When my grandma was young, they used to eat chickens and rabbits, since there were plenty of them in the farm. They had firm and flavourful meat, stuck to the bone.
Even during the Second World War in my grandma’s house there was always enough to eat, because the bread was baked at home, the animals were in the farm, the olive oil was produced from the olive trees in the field and the wine from my great-grandfather vineyard, the vegetables were those grown in season in the garden.
They were missing sugar and salt, pasta and rice, the only foods that were subject to rationing.
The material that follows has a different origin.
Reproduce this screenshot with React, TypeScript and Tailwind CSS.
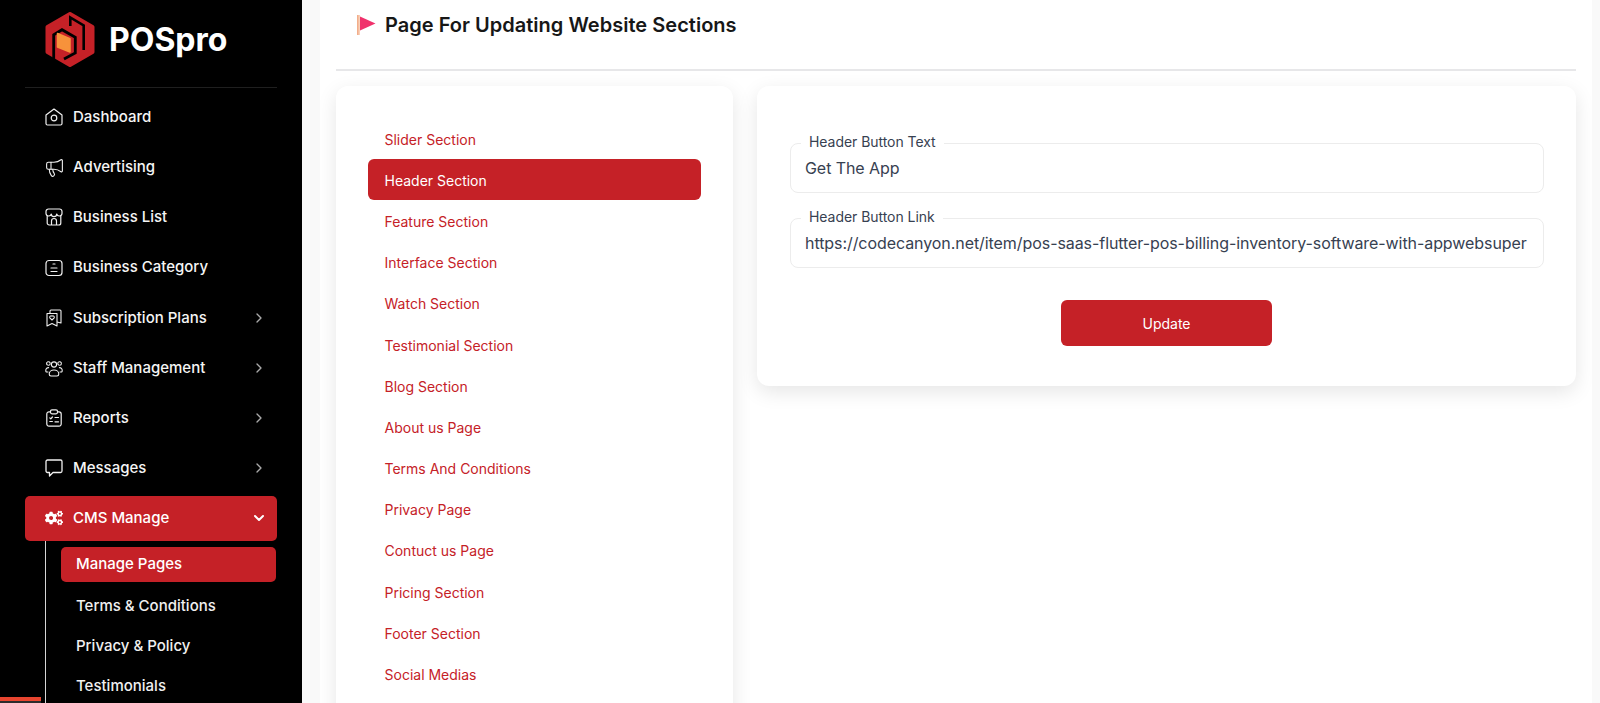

The rabbit was one of the dishes my grandma’s family used to cook more often: it was roasted in a simple but tasty way, with the herbs that could be found in the garden.
Pot roasted rabbit
- 1 rabbit, skinned, cleaned and cut into small pieces
- 1 clove garlic
- Extra virgin olive oil
- ½ glass of white wine
- freshly ground black pepper
- The rabbit must be cut into serving pieces. Soak the pieces into cold water with half a lemon for about ten minutes.
- Pour the extra virgin olive oil in a large pan and add a clove of garlic, without peeling it.
- Remove the rabbit from the water and put it into the pan without draining it. Add sage and rosemary, thinly chopped, and season with salt and pepper.
- Cook the rabbit on medium flame, reduce the water and brown each piece of rabbit, turning from time to time. Add a bit of water to finish the cooking if needed. When golden brown, pour in the white wine: as soon as the white wine is reduced, the rabbit is ready.